> **Information supplied**:
.....

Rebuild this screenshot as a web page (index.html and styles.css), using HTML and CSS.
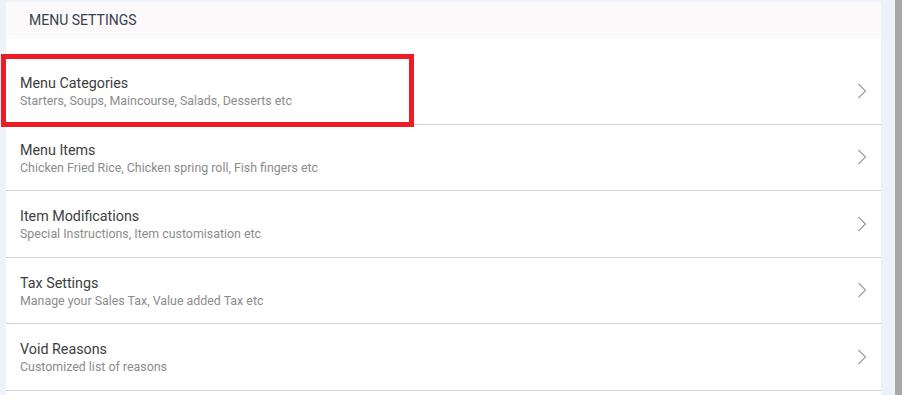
FILE: index.html
```html
<!DOCTYPE html>
<html lang="en">

<head>
    <meta charset="UTF-8">
    <meta name="viewport" content="width=device-width, initial-scale=1.0">
    <title>Menu Settings</title>
    <link rel="stylesheet" href="styles.css">
</head>

<body>
    <div class="page">
        <div class="settings-card">
            <div class="settings-header">MENU SETTINGS</div>
            <ul class="settings-list">
                <li class="settings-item">
                    <div class="item-text">
                        <div class="item-title">Menu Categories</div>
                        <div class="item-sub">Starters, Soups, Maincourse, Salads, Desserts etc</div>
                    </div>
                    <svg class="chevron" width="10" height="16" viewBox="0 0 10 16"><polyline points="1.5,1 8.5,8 1.5,15" /></svg>
                </li>
                <li class="settings-item">
                    <div class="item-text">
                        <div class="item-title">Menu Items</div>
                        <div class="item-sub">Chicken Fried Rice, Chicken spring roll, Fish fingers etc</div>
                    </div>
                    <svg class="chevron" width="10" height="16" viewBox="0 0 10 16"><polyline points="1.5,1 8.5,8 1.5,15" /></svg>
                </li>
                <li class="settings-item">
                    <div class="item-text">
                        <div class="item-title">Item Modifications</div>
                        <div class="item-sub">Special Instructions, Item customisation etc</div>
                    </div>
                    <svg class="chevron" width="10" height="16" viewBox="0 0 10 16"><polyline points="1.5,1 8.5,8 1.5,15" /></svg>
                </li>
                <li class="settings-item">
                    <div class="item-text">
                        <div class="item-title">Tax Settings</div>
                        <div class="item-sub">Manage your Sales Tax, Value added Tax etc</div>
                    </div>
                    <svg class="chevron" width="10" height="16" viewBox="0 0 10 16"><polyline points="1.5,1 8.5,8 1.5,15" /></svg>
                </li>
                <li class="settings-item">
                    <div class="item-text">
                        <div class="item-title">Void Reasons</div>
                        <div class="item-sub">Customized list of reasons</div>
                    </div>
                    <svg class="chevron" width="10" height="16" viewBox="0 0 10 16"><polyline points="1.5,1 8.5,8 1.5,15" /></svg>
                </li>
            </ul>
        </div>
        <div class="scroll-track"></div>
    </div>
    <!-- 标注框 -->
    <div class="highlight-box"></div>
</body>

</html>
```

FILE: styles.css
```css
ul,
li,
div,
body {
    padding: 0px;
    margin: 0px;
}

ul {
    list-style: none;
}

body {
    background: #edf1f9;
    font-family: Roboto, "Liberation Sans", sans-serif;
    overflow: hidden;
}

.page {
    display: flex;
    height: 395px;
}

.settings-card {
    width: 875px;
    margin: 2px 0px 0px 6px;
    background: #ffffff;
}

.settings-header {
    height: 37px;
    line-height: 37px;
    padding-left: 23px;
    background: #fcf9fa;
    font-size: 14px;
    color: #3a404c;
}

.settings-list {
    padding-top: 19px;
}

.settings-item {
    display: flex;
    align-items: center;
    padding: 15px 14px 15px 14px;
    border-bottom: 1px solid #d4d4d4;
}

.item-text {
    flex: 1;
}

.item-title {
    font-size: 14.3px;
    line-height: 20px;
    color: #3d3d3d;
}

.item-sub {
    font-size: 12.4px;
    line-height: 15.5px;
    color: #8c8c8c;
}

.chevron polyline {
    fill: none;
    stroke: #a3a3a3;
    stroke-width: 1.3;
}

.scroll-track {
    width: 7px;
    margin-left: auto;
    background: #a9a9a9;
}

.highlight-box {
    position: absolute;
    left: 1px;
    top: 54px;
    width: 413px;
    height: 73px;
    box-sizing: border-box;
    border: 5px solid #ed1c24;
}
```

.....

> **What to produce**: Pictures excluded, quote all the data above exactly.

> **Reply to the task**:
Rebuild this screenshot as a web page (index.html and styles.css), using HTML and CSS.
FILE: index.html
```html
<!DOCTYPE html>
<html lang="en">

<head>
    <meta charset="UTF-8">
    <meta name="viewport" content="width=device-width, initial-scale=1.0">
    <title>Menu Settings</title>
    <link rel="stylesheet" href="styles.css">
</head>

<body>
    <div class="page">
        <div class="settings-card">
            <div class="settings-header">MENU SETTINGS</div>
            <ul class="settings-list">
                <li class="settings-item">
                    <div class="item-text">
                        <div class="item-title">Menu Categories</div>
                        <div class="item-sub">Starters, Soups, Maincourse, Salads, Desserts etc</div>
                    </div>
                    <svg class="chevron" width="10" height="16" viewBox="0 0 10 16"><polyline points="1.5,1 8.5,8 1.5,15" /></svg>
                </li>
                <li class="settings-item">
                    <div class="item-text">
                        <div class="item-title">Menu Items</div>
                        <div class="item-sub">Chicken Fried Rice, Chicken spring roll, Fish fingers etc</div>
                    </div>
                    <svg class="chevron" width="10" height="16" viewBox="0 0 10 16"><polyline points="1.5,1 8.5,8 1.5,15" /></svg>
                </li>
                <li class="settings-item">
                    <div class="item-text">
                        <div class="item-title">Item Modifications</div>
                        <div class="item-sub">Special Instructions, Item customisation etc</div>
                    </div>
                    <svg class="chevron" width="10" height="16" viewBox="0 0 10 16"><polyline points="1.5,1 8.5,8 1.5,15" /></svg>
                </li>
                <li class="settings-item">
                    <div class="item-text">
                        <div class="item-title">Tax Settings</div>
                        <div class="item-sub">Manage your Sales Tax, Value added Tax etc</div>
                    </div>
                    <svg class="chevron" width="10" height="16" viewBox="0 0 10 16"><polyline points="1.5,1 8.5,8 1.5,15" /></svg>
                </li>
                <li class="settings-item">
                    <div class="item-text">
                        <div class="item-title">Void Reasons</div>
                        <div class="item-sub">Customized list of reasons</div>
                    </div>
                    <svg class="chevron" width="10" height="16" viewBox="0 0 10 16"><polyline points="1.5,1 8.5,8 1.5,15" /></svg>
                </li>
            </ul>
        </div>
        <div class="scroll-track"></div>
    </div>
    <!-- 标注框 -->
    <div class="highlight-box"></div>
</body>

</html>
```

FILE: styles.css
```css
ul,
li,
div,
body {
    padding: 0px;
    margin: 0px;
}

ul {
    list-style: none;
}

body {
    background: #edf1f9;
    font-family: Roboto, "Liberation Sans", sans-serif;
    overflow: hidden;
}

.page {
    display: flex;
    height: 395px;
}

.settings-card {
    width: 875px;
    margin: 2px 0px 0px 6px;
    background: #ffffff;
}

.settings-header {
    height: 37px;
    line-height: 37px;
    padding-left: 23px;
    background: #fcf9fa;
    font-size: 14px;
    color: #3a404c;
}

.settings-list {
    padding-top: 19px;
}

.settings-item {
    display: flex;
    align-items: center;
    padding: 15px 14px 15px 14px;
    border-bottom: 1px solid #d4d4d4;
}

.item-text {
    flex: 1;
}

.item-title {
    font-size: 14.3px;
    line-height: 20px;
    color: #3d3d3d;
}

.item-sub {
    font-size: 12.4px;
    line-height: 15.5px;
    color: #8c8c8c;
}

.chevron polyline {
    fill: none;
    stroke: #a3a3a3;
    stroke-width: 1.3;
}

.scroll-track {
    width: 7px;
    margin-left: auto;
    background: #a9a9a9;
}

.highlight-box {
    position: absolute;
    left: 1px;
    top: 54px;
    width: 413px;
    height: 73px;
    box-sizing: border-box;
    border: 5px solid #ed1c24;
}
```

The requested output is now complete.